======== Information shown
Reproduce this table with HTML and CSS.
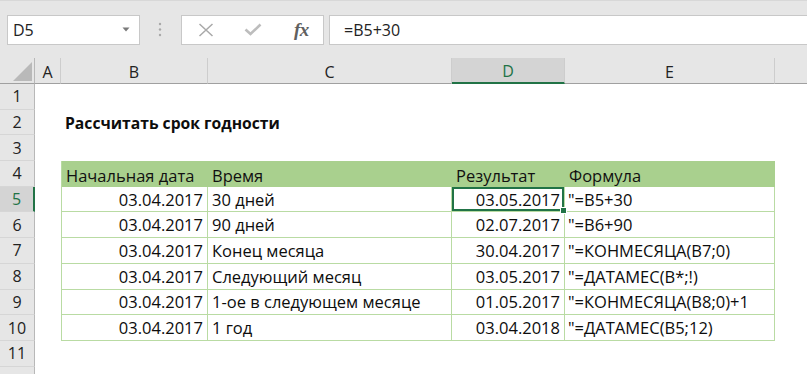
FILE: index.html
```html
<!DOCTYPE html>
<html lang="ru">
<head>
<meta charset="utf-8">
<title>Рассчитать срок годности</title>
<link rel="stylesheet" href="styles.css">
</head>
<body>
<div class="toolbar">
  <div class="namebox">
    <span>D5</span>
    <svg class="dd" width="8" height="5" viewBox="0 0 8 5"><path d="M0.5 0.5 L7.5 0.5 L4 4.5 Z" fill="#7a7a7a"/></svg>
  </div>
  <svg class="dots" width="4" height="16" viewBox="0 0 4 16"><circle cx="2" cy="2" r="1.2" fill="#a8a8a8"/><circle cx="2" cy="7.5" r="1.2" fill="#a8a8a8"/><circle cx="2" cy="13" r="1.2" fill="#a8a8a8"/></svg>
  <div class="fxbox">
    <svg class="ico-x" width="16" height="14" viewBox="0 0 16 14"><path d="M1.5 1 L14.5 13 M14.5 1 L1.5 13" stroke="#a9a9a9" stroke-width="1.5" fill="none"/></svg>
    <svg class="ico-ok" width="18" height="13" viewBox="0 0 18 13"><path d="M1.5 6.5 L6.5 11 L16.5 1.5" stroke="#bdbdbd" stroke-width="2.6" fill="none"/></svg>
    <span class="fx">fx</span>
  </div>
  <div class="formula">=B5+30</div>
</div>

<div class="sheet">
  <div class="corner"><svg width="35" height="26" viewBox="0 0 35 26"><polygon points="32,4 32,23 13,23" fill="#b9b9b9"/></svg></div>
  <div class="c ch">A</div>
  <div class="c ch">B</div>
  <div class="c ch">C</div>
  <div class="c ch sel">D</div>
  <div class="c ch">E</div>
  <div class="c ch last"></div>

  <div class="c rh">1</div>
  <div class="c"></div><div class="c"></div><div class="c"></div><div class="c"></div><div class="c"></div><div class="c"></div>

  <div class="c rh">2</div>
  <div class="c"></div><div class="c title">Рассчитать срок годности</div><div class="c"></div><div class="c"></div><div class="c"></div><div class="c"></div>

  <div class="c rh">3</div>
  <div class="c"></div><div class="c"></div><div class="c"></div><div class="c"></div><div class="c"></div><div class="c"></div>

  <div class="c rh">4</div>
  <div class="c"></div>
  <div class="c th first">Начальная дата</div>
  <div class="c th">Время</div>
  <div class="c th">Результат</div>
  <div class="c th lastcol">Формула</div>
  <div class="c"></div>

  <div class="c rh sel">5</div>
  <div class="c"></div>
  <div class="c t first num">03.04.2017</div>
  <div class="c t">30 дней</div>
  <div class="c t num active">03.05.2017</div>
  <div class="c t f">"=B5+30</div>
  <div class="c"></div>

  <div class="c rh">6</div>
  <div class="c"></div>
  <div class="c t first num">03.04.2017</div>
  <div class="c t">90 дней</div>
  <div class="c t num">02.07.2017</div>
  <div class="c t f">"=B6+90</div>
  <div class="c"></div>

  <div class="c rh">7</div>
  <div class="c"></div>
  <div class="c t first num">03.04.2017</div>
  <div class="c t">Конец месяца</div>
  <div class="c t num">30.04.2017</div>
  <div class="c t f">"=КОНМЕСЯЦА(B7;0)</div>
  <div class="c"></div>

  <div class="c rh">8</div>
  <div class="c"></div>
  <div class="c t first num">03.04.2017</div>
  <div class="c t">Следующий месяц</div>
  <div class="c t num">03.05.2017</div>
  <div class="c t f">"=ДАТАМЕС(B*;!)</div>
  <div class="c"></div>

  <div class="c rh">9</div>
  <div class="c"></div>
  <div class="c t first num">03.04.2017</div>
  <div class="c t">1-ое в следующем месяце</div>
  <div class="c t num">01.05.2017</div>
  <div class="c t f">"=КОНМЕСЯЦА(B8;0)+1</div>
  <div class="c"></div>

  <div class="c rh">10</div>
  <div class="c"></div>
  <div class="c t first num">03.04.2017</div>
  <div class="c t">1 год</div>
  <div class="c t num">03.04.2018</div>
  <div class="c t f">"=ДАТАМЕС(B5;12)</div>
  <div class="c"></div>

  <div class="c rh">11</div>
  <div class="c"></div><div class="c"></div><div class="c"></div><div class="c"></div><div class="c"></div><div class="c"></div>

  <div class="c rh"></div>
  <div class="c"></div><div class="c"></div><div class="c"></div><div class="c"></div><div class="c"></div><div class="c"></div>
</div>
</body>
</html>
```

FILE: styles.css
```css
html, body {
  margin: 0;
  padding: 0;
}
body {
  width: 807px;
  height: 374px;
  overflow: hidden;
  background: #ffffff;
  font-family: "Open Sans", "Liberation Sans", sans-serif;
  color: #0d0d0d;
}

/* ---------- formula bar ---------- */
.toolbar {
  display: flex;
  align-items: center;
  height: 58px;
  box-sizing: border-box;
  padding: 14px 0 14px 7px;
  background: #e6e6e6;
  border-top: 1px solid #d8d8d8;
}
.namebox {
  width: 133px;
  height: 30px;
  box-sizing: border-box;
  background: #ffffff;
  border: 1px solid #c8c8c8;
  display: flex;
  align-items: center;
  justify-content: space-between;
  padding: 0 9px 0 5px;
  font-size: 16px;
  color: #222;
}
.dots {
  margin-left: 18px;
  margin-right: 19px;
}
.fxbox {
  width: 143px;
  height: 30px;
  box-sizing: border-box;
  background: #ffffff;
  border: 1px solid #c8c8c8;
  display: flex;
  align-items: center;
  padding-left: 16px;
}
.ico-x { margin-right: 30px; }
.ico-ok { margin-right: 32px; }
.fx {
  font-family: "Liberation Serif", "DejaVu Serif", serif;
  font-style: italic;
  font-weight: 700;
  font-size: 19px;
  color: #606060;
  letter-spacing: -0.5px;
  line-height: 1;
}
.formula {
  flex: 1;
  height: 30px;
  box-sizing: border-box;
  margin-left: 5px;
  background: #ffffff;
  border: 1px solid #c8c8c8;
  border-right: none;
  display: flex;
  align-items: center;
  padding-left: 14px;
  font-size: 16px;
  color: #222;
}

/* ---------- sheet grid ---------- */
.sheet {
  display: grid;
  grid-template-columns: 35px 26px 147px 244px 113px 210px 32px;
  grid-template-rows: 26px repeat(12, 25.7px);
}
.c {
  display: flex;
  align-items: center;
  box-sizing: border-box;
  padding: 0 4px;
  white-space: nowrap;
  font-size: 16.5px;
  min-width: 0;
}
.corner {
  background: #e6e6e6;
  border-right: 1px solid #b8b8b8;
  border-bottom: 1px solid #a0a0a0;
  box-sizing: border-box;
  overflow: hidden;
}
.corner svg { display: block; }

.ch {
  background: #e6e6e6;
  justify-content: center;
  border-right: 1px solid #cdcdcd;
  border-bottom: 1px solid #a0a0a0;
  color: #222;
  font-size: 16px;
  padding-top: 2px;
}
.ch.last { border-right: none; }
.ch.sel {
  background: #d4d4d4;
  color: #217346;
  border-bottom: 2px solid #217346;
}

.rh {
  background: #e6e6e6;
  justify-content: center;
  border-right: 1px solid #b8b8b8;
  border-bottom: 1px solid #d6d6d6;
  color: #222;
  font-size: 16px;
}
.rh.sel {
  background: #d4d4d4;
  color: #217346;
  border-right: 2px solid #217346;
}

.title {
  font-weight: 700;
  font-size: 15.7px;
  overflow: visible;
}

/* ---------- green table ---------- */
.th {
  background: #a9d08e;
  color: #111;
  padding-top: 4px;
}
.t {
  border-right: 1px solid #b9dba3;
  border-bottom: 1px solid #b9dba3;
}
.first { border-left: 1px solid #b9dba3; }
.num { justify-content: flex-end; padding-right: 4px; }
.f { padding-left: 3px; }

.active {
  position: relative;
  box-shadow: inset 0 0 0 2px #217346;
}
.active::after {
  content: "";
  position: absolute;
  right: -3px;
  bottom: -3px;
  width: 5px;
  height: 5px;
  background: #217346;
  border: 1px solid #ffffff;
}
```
================
◆ Goal of the exercise
List all lines where "table" occurs.

◆ Response to the exercise
Reproduce this table with HTML and CSS.
/* ---------- green table ---------- */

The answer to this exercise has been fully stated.